- Education: Harvard College King's College, Cambridge Havard Business School
- Occupations: Managing Partner, BayPine
- Known for: Co-founder, Silver Lake

= David Roux =

American businessman, technology investor and philanthropist

David Roux is an American businessman, technology investor and philanthropist. He is the managing partner of the investment firm BayPine. Previously, he co-founded Silver Lake Partners with Jim Davidson, Glenn Hutchins and Roger McNamee.

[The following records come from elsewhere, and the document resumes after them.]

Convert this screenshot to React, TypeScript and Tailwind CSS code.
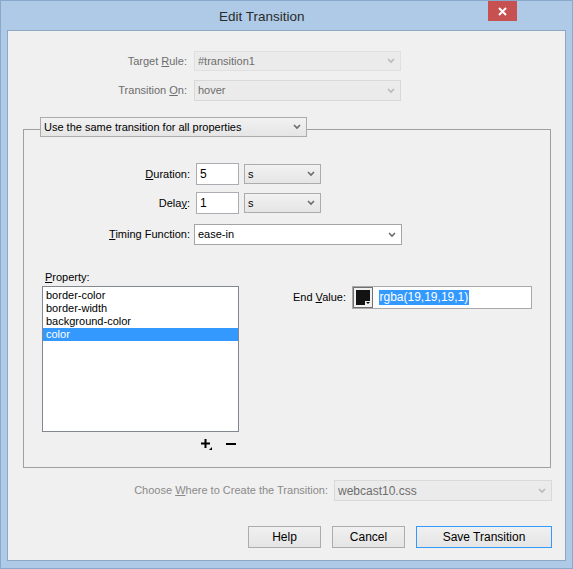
import React from "react";

function Chevron({ color = "#6b6b6b" }: { color?: string }) {
  return (
    <svg width="8" height="6" viewBox="0 0 8 6" className="shrink-0">
      <path d="M1 1 L4 4 L7 1" fill="none" stroke={color} strokeWidth="1.6" />
    </svg>
  );
}

function Select({
  value,
  className,
  disabled,
  white,
}: {
  value: string;
  className: string;
  disabled?: boolean;
  white?: boolean;
}) {
  const look = disabled
    ? "border-[#d9d9d9] bg-[#ebebeb] text-[#6d6d6d]"
    : white
      ? "border-[#a5a5a5] bg-white text-black"
      : "border-[#acacac] bg-gradient-to-b from-[#f2f2f2] to-[#e5e5e5] text-black";
  return (
    <div className={`flex items-center border pl-[3px] pr-[5px] ${look} ${className}`}>
      <span className="flex-1 truncate leading-none">{value}</span>
      <Chevron color={disabled ? "#b9b9b9" : "#6b6b6b"} />
    </div>
  );
}

function Btn({ label, primary, w }: { label: string; primary?: boolean; w: string }) {
  return (
    <div
      className={`flex h-[22px] items-center justify-center border bg-gradient-to-b from-[#f0f0f0] to-[#e5e5e5] text-[12px] text-black ${w} ${
        primary ? "border-[#3399ff]" : "border-[#acacac]"
      }`}
    >
      {label}
    </div>
  );
}

export default function App() {
  const props = ["border-color", "border-width", "background-color", "color"];
  return (
    <div className="flex h-[569px] w-[573px] flex-col border border-[#88a9cc] bg-[#aecae6] font-['Liberation_Sans',Arial,sans-serif] text-[11px]">
      {/* title bar */}
      <div className="flex h-[29px] items-start">
        <div className="ml-[218px] mt-[6px] text-[13.5px] text-[#2b2b2b]">Edit Transition</div>
        <div className="ml-auto mr-[55px] flex h-[20px] w-[29px] items-center justify-center bg-[#c75050]">
          <svg width="9" height="9" viewBox="0 0 9 9">
            <path d="M1 1 L8 8 M8 1 L1 8" stroke="white" strokeWidth="2" />
          </svg>
        </div>
      </div>

      {/* client area */}
      <div className="mx-[6px] mb-[7px] flex-1 border border-[#8ea7c2] bg-[#f0f0f0]">
        <div className="mt-[20px] flex items-center">
          <div className="w-[180px] pr-[1px] text-right text-[#6d6d6d]">
            Target <u>R</u>ule:
          </div>
          <Select value="#transition1" disabled className="ml-[6px] h-[20px] w-[207px] border-[#e0e0e0]" />
        </div>
        <div className="mt-[9px] flex items-center">
          <div className="w-[180px] pr-[1px] text-right text-[#6d6d6d]">
            Transition <u>O</u>n:
          </div>
          <Select value="hover" disabled className="ml-[6px] h-[21px] w-[207px]" />
        </div>

        {/* group box */}
        <div className="ml-[15px] mt-[16px] w-[528px]">
          <Select
            value="Use the same transition for all properties"
            className="relative z-10 ml-[17px] h-[20px] w-[267px]"
          />
          <div className="-mt-[8px] h-[339px] border border-[#a0a0a0]">
            <div className="mt-[33px] flex items-center">
              <div className="w-[166px] text-right">
                <u>D</u>uration:
              </div>
              <div className="ml-[6px] flex h-[22px] w-[43px] items-center border border-[#abadb3] bg-white pl-[3px] text-[12px]">
                5
              </div>
              <Select value="s" className="ml-[5px] h-[20px] w-[77px]" />
            </div>
            <div className="mt-[7px] flex items-center">
              <div className="w-[166px] text-right">
                Dela<u>y</u>:
              </div>
              <div className="ml-[6px] flex h-[22px] w-[43px] items-center border border-[#abadb3] bg-white pl-[3px] text-[12px]">
                1
              </div>
              <Select value="s" className="ml-[5px] h-[20px] w-[77px]" />
            </div>
            <div className="mt-[10px] flex items-center">
              <div className="w-[166px] text-right">
                <u>T</u>iming Function:
              </div>
              <Select value="ease-in" white className="ml-[4px] h-[21px] w-[208px]" />
            </div>

            <div className="mt-[25px] flex">
              <div className="ml-[18px] w-[197px]">
                <div className="ml-[3px] h-[14px] leading-[14px]">
                  <u>P</u>roperty:
                </div>
                <div className="mt-[2px] h-[146px] border border-[#828790] bg-white pt-[2px]">
                  {props.map((p) => (
                    <div
                      key={p}
                      className={`h-[13px] pl-[3px] leading-[13px] ${
                        p === "color" ? "bg-[#3399ff] text-white" : "text-black"
                      }`}
                    >
                      {p}
                    </div>
                  ))}
                </div>
                <div className="mt-[7px] flex justify-end gap-[14px] pr-[3px]">
                  <svg width="11" height="11" viewBox="0 0 11 11">
                    <path d="M4.5 0 V9 M0 4.5 H9" stroke="black" strokeWidth="2" />
                    <path d="M8 11 L11 8 L11 11 Z" fill="black" />
                  </svg>
                  <svg width="10" height="11" viewBox="0 0 10 11">
                    <path d="M0 5 H10" stroke="black" strokeWidth="2" />
                  </svg>
                </div>
              </div>
              <div className="mt-[16px] flex h-[23px] items-center">
                <div className="w-[107px] text-right">
                  End <u>V</u>alue:
                </div>
                <div className="ml-[6px] flex h-[23px] w-[180px] items-center border border-[#a9a9a9] bg-white">
                  <div className="relative h-[21px] w-[20px] border border-[#707070] bg-[#f0f0f0] p-[2px]">
                    <div className="h-full w-full bg-[#131313]" />
                    <div className="absolute bottom-[1px] right-[1px] h-[5px] w-[6px] bg-[#f0f0f0]">
                      <svg width="6" height="5" viewBox="0 0 6 5">
                        <path d="M1 1 H5 L3 3 Z" fill="black" />
                      </svg>
                    </div>
                  </div>
                  <span className="ml-[6px] bg-[#3399ff] px-[0.5px] text-[12px] leading-[15px] text-white">
                    rgba(19,19,19,1)
                  </span>
                </div>
              </div>
            </div>
          </div>
        </div>

        <div className="mt-[12px] flex items-center">
          <div className="w-[320px] text-right text-[#8a8a8a]">
            Choose <u>W</u>here to Create the Transition:
          </div>
          <Select value="webcast10.css" disabled className="ml-[6px] h-[21px] w-[218px] text-[12px]" />
        </div>

        <div className="mt-[25px] flex justify-end gap-[11px] pr-[13px]">
          <Btn label="Help" w="w-[73px]" />
          <Btn label="Cancel" w="w-[73px]" />
          <Btn label="Save Transition" primary w="w-[136px]" />
        </div>
      </div>
    </div>
  );
}
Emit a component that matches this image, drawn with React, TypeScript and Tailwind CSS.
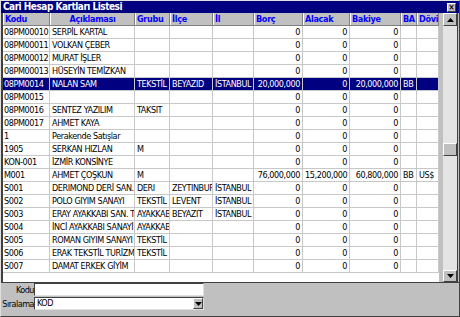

== Early life and education ==
David Roux grew up in Lewiston, Maine, where he attended grade school and high school. He graduated from Harvard College, has an M.Phil from King's College, Cambridge, and an MBA from Harvard Business School.

==Career==
After business school, Roux founded Datext and served as its CEO before it was acquired by Lotus Development. He served in leadership roles at Lotus and Oracle Corporation before becoming chairman and CEO of Oracle subsidiary Liberate Technologies. In 1999, he and his associates founded Silver Lake Partners.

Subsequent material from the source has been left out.